*Given instruction*.
Each line containing the word "index" must be reported.

*Pages as source code*.

►

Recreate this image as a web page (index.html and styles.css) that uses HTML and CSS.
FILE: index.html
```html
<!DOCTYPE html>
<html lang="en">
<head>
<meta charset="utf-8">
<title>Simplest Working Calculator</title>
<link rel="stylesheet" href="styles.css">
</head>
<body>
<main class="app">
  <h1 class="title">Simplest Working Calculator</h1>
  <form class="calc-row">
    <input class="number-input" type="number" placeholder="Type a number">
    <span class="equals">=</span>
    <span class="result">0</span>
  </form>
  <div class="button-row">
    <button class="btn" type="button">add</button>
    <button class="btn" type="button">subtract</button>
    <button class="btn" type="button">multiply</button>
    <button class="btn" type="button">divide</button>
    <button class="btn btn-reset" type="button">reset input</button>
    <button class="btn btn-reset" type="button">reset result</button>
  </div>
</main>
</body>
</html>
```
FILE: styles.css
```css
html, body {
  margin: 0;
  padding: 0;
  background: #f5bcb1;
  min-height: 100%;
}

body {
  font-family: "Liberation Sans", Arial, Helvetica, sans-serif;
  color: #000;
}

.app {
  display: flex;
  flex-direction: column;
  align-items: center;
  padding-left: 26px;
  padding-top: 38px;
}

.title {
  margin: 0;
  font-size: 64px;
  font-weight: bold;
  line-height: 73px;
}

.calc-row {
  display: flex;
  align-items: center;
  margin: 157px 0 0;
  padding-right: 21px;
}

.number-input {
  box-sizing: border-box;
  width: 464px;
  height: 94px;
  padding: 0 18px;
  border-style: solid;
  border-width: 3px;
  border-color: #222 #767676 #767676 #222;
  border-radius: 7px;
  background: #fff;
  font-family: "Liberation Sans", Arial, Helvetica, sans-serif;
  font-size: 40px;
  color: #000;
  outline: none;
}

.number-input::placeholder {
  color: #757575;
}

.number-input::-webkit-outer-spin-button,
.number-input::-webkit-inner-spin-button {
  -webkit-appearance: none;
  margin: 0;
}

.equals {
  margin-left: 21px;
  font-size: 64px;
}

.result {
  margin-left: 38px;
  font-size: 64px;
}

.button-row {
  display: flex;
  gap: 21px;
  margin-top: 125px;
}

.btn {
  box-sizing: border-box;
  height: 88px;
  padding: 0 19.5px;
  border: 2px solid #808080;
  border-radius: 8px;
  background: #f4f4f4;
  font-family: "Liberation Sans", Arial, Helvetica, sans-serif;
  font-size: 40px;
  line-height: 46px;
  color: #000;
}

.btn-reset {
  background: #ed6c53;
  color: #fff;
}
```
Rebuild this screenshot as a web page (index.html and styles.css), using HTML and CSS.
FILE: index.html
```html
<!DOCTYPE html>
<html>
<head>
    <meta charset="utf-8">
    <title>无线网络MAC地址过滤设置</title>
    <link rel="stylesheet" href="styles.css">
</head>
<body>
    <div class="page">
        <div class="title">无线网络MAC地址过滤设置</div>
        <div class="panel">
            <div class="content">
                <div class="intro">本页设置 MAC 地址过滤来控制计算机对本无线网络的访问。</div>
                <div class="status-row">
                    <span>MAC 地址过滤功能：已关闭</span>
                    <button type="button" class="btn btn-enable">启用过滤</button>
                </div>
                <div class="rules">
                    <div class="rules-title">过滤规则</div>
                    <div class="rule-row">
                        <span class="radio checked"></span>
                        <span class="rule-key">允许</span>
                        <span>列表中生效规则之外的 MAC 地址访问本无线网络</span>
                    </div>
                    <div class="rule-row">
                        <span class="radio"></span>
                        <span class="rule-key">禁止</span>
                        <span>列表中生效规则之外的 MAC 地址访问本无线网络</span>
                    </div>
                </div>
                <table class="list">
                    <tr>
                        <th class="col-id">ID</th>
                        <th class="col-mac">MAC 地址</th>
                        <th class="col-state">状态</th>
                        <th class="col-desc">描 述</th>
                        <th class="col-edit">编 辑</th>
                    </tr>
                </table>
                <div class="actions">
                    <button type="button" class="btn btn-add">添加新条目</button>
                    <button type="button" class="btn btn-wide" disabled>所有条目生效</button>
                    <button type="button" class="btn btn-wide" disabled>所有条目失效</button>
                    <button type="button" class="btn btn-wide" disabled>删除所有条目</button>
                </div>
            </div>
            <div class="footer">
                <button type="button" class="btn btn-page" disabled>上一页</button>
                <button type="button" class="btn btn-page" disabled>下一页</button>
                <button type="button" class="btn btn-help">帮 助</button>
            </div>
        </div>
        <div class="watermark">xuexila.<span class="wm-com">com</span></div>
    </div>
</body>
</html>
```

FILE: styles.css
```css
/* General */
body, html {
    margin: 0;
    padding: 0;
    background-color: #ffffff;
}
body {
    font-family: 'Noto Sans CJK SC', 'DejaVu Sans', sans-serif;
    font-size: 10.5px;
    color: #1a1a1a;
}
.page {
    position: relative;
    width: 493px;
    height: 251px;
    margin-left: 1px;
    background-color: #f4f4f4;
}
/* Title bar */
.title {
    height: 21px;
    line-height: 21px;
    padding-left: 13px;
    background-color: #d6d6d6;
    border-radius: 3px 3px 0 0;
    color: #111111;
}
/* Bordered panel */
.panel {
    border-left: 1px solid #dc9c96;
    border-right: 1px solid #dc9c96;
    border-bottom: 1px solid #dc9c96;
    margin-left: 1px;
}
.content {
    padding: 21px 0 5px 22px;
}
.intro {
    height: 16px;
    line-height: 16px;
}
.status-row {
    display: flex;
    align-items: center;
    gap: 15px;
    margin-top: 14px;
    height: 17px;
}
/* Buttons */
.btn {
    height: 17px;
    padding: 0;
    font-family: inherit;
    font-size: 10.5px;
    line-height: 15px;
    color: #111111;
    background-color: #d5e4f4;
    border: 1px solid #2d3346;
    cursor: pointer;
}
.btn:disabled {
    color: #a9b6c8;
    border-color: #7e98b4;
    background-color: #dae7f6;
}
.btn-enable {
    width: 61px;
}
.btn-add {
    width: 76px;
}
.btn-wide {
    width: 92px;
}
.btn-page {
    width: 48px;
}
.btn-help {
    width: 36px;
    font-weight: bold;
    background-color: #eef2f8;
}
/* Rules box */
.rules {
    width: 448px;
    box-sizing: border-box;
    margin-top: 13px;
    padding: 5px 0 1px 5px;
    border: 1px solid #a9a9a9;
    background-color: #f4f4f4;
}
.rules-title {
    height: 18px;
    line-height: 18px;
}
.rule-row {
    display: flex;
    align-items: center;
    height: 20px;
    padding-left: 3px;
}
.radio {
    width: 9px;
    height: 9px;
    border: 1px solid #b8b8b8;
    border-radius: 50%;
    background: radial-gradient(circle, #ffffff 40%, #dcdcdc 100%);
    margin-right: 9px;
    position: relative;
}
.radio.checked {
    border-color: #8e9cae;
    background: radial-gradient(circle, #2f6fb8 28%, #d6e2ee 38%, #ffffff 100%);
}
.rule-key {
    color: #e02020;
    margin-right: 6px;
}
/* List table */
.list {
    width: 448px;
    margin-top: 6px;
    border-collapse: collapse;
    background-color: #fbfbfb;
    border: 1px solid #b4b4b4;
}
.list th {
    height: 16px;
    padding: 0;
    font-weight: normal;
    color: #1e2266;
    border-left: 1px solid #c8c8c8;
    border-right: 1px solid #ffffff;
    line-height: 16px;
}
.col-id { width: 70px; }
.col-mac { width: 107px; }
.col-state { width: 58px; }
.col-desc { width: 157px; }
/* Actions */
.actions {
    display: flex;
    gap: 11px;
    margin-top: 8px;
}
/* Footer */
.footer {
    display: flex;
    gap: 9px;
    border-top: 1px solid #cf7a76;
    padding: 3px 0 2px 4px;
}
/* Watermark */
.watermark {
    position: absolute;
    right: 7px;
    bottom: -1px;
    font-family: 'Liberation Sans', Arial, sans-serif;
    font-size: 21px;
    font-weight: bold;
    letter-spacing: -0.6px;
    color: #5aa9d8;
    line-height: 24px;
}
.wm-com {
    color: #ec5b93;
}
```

◄

*Task result*.
Recreate this image as a web page (index.html and styles.css) that uses HTML and CSS.
FILE: index.html
Rebuild this screenshot as a web page (index.html and styles.css), using HTML and CSS.
FILE: index.html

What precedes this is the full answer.